Por isso não se deve menosprezar a força e a estratégia do presidente. Ao agir de maneira irresponsável, desrespeitando os protocolos recomendados pelo Ministério da Saúde e autoridades sanitárias, ele não está pregando no deserto. Ao contrário, apesar dos crimes que comete, tem o respaldo de um contingente expressivo da população.

Isso não só potencializa o risco da pandemia se transformar em um genocídio, como ameaça a democracia, o desenvolvimento científico, os direitos humanos, a tolerância e os valores civilizatórios que galgamos desde a Constituição de 1988.

Mesmo depois de afirmar que a Covid-19 era uma “gripinha”, de gerar aglomerações que contribuem, direta e indiretamente, para a propagação do vírus, e de atacar o isolamento social, universalmente considerado o principal instrumento para deter a propagação do coronavírus, a popularidade do presidente não caiu significativamente.

Segundo o Datafolha, 52% dos brasileiros acham que ele tem capacidade de liderar o país. Frente à sua inapetência em lidar com a crise sanitária e econômica, a enquete é assustadora. Seu desempenho na crise sanitária é considerado “ruim ou péssimo” para apenas 39% da população. A maioria, 58%, não o desaprova: 33% acha que ele faz “bom ou ótimo” trabalho e 25% considera “regular”.

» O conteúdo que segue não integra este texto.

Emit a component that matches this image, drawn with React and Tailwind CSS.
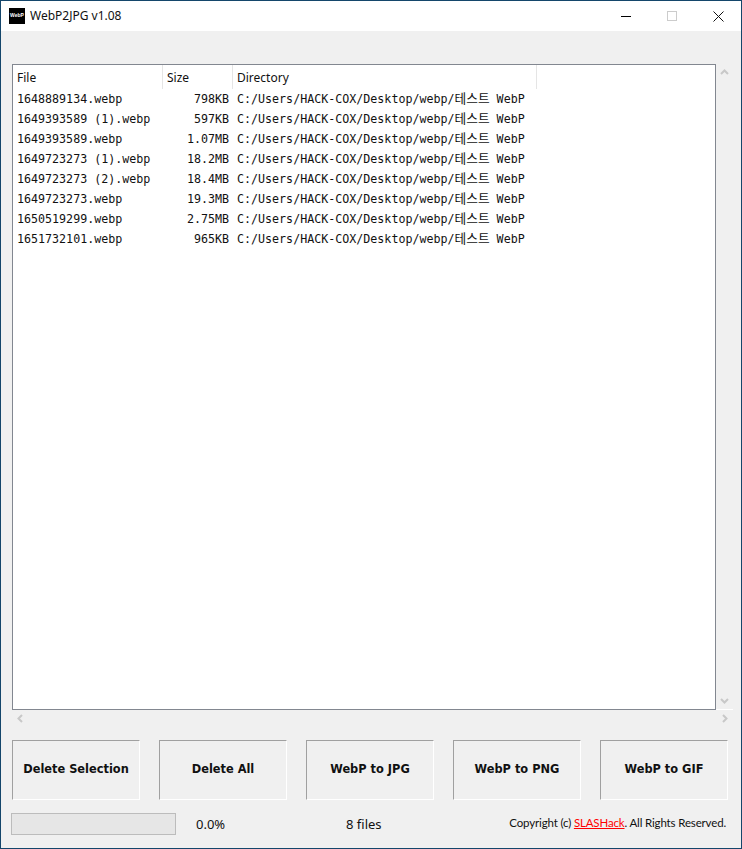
const files = [
  { name: "1648889134.webp", size: "798KB" },
  { name: "1649393589 (1).webp", size: "597KB" },
  { name: "1649393589.webp", size: "1.07MB" },
  { name: "1649723273 (1).webp", size: "18.2MB" },
  { name: "1649723273 (2).webp", size: "18.4MB" },
  { name: "1649723273.webp", size: "19.3MB" },
  { name: "1650519299.webp", size: "2.75MB" },
  { name: "1651732101.webp", size: "965KB" },
];

const buttons = ["Delete Selection", "Delete All", "WebP to JPG", "WebP to PNG", "WebP to GIF"];

const uiFont = "font-['Noto_Sans','Open_Sans',sans-serif]";
const monoFont = "font-['DejaVu_Sans_Mono','Noto_Sans_CJK_KR',monospace]";

function Chevron({ d }) {
  return (
    <svg width="9" height="9" viewBox="0 0 9 9" className="text-[#c8c8c8]">
      <path d={d} fill="none" stroke="currentColor" strokeWidth="2" />
    </svg>
  );
}

function TitleBar() {
  return (
    <div className="flex h-[30px] shrink-0 items-center bg-white">
      <div className="ml-[8px] flex h-[16px] w-[16px] items-center justify-center bg-black font-['Liberation_Sans',sans-serif] text-[5px] font-bold text-white">
        WebP
      </div>
      <span className={`ml-[5px] text-[12px] text-[#111] ${uiFont}`}>WebP2JPG v1.08</span>
      <div className="ml-auto flex h-full">
        <div className="flex w-[46px] items-center justify-center">
          <div className="h-px w-[10px] bg-black"></div>
        </div>
        <div className="flex w-[46px] items-center justify-center">
          <div className="h-[10px] w-[10px] border border-[#cccccc]"></div>
        </div>
        <div className="flex w-[46px] items-center justify-center">
          <svg width="11" height="11" viewBox="0 0 11 11">
            <path d="M0.5 0.5L10.5 10.5M10.5 0.5L0.5 10.5" stroke="#111" fill="none" />
          </svg>
        </div>
      </div>
    </div>
  );
}

function FileList() {
  return (
    <div className="ml-[11px] mr-[8px] mt-[33px] flex min-h-0 flex-1 flex-col">
      <div className="flex min-h-0 flex-1">
        <div className="min-w-0 flex-1 border border-[#828790] bg-white">
          <div className={`flex h-[24px] text-[12px] text-[#111] ${uiFont}`}>
            <div className="w-[150px] border-r border-[#e5e5e5] pl-[4px] leading-[26px]">File</div>
            <div className="w-[70px] border-r border-[#e5e5e5] pl-[4px] leading-[26px]">Size</div>
            <div className="w-[304px] border-r border-[#e5e5e5] pl-[4px] leading-[26px]">Directory</div>
          </div>
          <div className={`text-[11.67px] leading-[20px] text-[#111] ${monoFont}`}>
            {files.map((file) => (
              <div key={file.name} className="flex h-[20px] whitespace-nowrap">
                <div className="w-[150px] pl-[4px]">{file.name}</div>
                <div className="w-[70px] pr-[4px] text-right">{file.size}</div>
                <div className="w-[304px] pl-[4px]">
                  C:/Users/HACK-COX/Desktop/webp/<span className="text-[12.7px] leading-none">테스트</span> WebP
                </div>
              </div>
            ))}
          </div>
        </div>
        <div className="flex w-[17px] shrink-0 flex-col items-center justify-between border-b border-white py-[4px]">
          <Chevron d="M1 6L4.5 2.5L8 6" />
          <Chevron d="M1 3L4.5 6.5L8 3" />
        </div>
      </div>
      <div className="flex h-[17px] w-[721px] shrink-0 items-center justify-between px-[4px]">
        <Chevron d="M6 1L2.5 4.5L6 8" />
        <Chevron d="M3 1L6.5 4.5L3 8" />
      </div>
    </div>
  );
}

function ActionButtons() {
  return (
    <div className="mx-[11px] mt-[13px] flex shrink-0 gap-[19px]">
      {buttons.map((label) => (
        <div
          key={label}
          className="flex h-[60px] w-[128px] items-center justify-center border border-[#a0a0a0] border-r-white border-b-white font-['DejaVu_Sans',sans-serif] text-[11.4px] font-bold text-[#111]"
        >
          {label}
        </div>
      ))}
    </div>
  );
}

function StatusBar() {
  return (
    <div className={`mx-[10px] mt-[12px] mb-[13px] flex h-[23px] shrink-0 items-center text-[13px] text-[#111] ${uiFont}`}>
      <div className="h-[22px] w-[165px] border border-[#bcbcbc] bg-[#e6e6e6]"></div>
      <div className="ml-[20px] w-[150px] translate-y-px">0.0%</div>
      <div className="translate-y-px">8 files</div>
      <div className="ml-auto mr-[5px] -translate-y-px font-['Lato',sans-serif] text-[11.5px] tracking-[-0.15px]">
        Copyright (c) <span className="text-[#ff0000] underline">SLASHack</span>. All Rights Reserved.
      </div>
    </div>
  );
}

export default function App() {
  return (
    <div className="flex h-[849px] w-[742px] flex-col overflow-hidden border border-[#14466b] bg-[#f0f0f0]">
      <TitleBar />
      <FileList />
      <ActionButtons />
      <StatusBar />
    </div>
  );
}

Como interpretar esse expressivo apoio popular em um momento em que o presidente está politicamente isolado, em conflito com o ministro da Saúde, governadores e prefeitos, sem apoio do Congresso, limitado pelo STF, atacado por quase toda a mídia tradicional e pelos blogs alternativos e sofrendo uma oposição de amplo leque político da centro direita à esquerda, com panelaços diários?

A explicação está no fato dele expressar uma concepção que se enraizou em setores expressivos da sociedade, que lhe dá sólida sustentação. Uma visão que despreza, entre outros aspectos, o desenvolvimento científico e os direitos humanos.

As recomendações da Saúde estão respaldadas no conhecimento científico; no entanto, mais de um terço dos brasileiros não acreditam na ciência, como revelou a pesquisa global “Wellcome Global Monitor” da Gallup, publicada na revista Science em 2019.

Ela mostrou que o Brasil ocupa o 111º lugar no ranking dos países que mais confiam na ciência, entre as 144 nações incluídas. O levantamento revelou que 35% dos brasileiros desconfiam da ciência e que 23% acreditam que a produção científica não beneficia a sociedade.

Mais grave: metade dos brasileiros afirmaram que a “a ciência discorda da minha religião” e desses 75% (37,5% do total) disseram que “quando ciência e religião discordam, escolho a religião”.

Não por acaso, o apoio ao presidente é maior entre os evangélicos. Nesse segmento, o desempenho do presidente na crise sanitária é considerado “ótimo e bom” para 41% e “regular” para 29%, enquanto que 60% acha que ele tem condições de liderar o país.

Nas próximas semanas estaremos no pico da pandemia, mas está caindo, em várias cidades, o respeito ao isolamento social. Na 4ª feira, apenas 51% dos paulistanos ficaram em casa, quando o ideal seria 70%. Nas áreas mais periféricas o desrespeito é generalizado; nesse sábado, o comercio estava a toda e vários bailes funk ocorreram em espaços públicos.

A situação é de extrema gravidade. Por um lado, o presidente estimula a retomada das atividades e o fim do isolamento, influenciando tanto trabalhadores informais e micro empresários em dificuldades econômicas, como os já contaminados pelo bolsonavirus, que não acreditam na ciência e, portanto, nas recomendações sanitárias.

Por outro, os mais pobres e vulneráveis se veem obrigados a buscar alguma renda frente à demora e falta de coordenação governamental e federativa em apoiar uma população, cujas condições de vida, moradia e transporte são favoráveis à propagação do Covid 19, como mostrei nas minhas últimas colunas.

Existe uma estratégia sanitária para enfrentar o Covid 19 que, se fosse bem sucedida, poderia reduzir os danos e encurtar a quarentena. Mas se o “bolsonavírus” prevalecer, o sacrifício dos que se isolaram será em vão e uma catástrofe poderá acontecer.

Muitos dos que apoiaram Bolsonaro na eleições de 2018, mesmo sabendo o que ele representava, acharam que seria apenas uma “dorzinha de barriga”. Agora todos estão vendo que é muito mais do que isso. ​

*Nabil Bonduki é professor da Faculdade de Arquitetura e Urbanismo da USP, foi relator do Plano Diretor e Secretário de Cultura de São Paulo.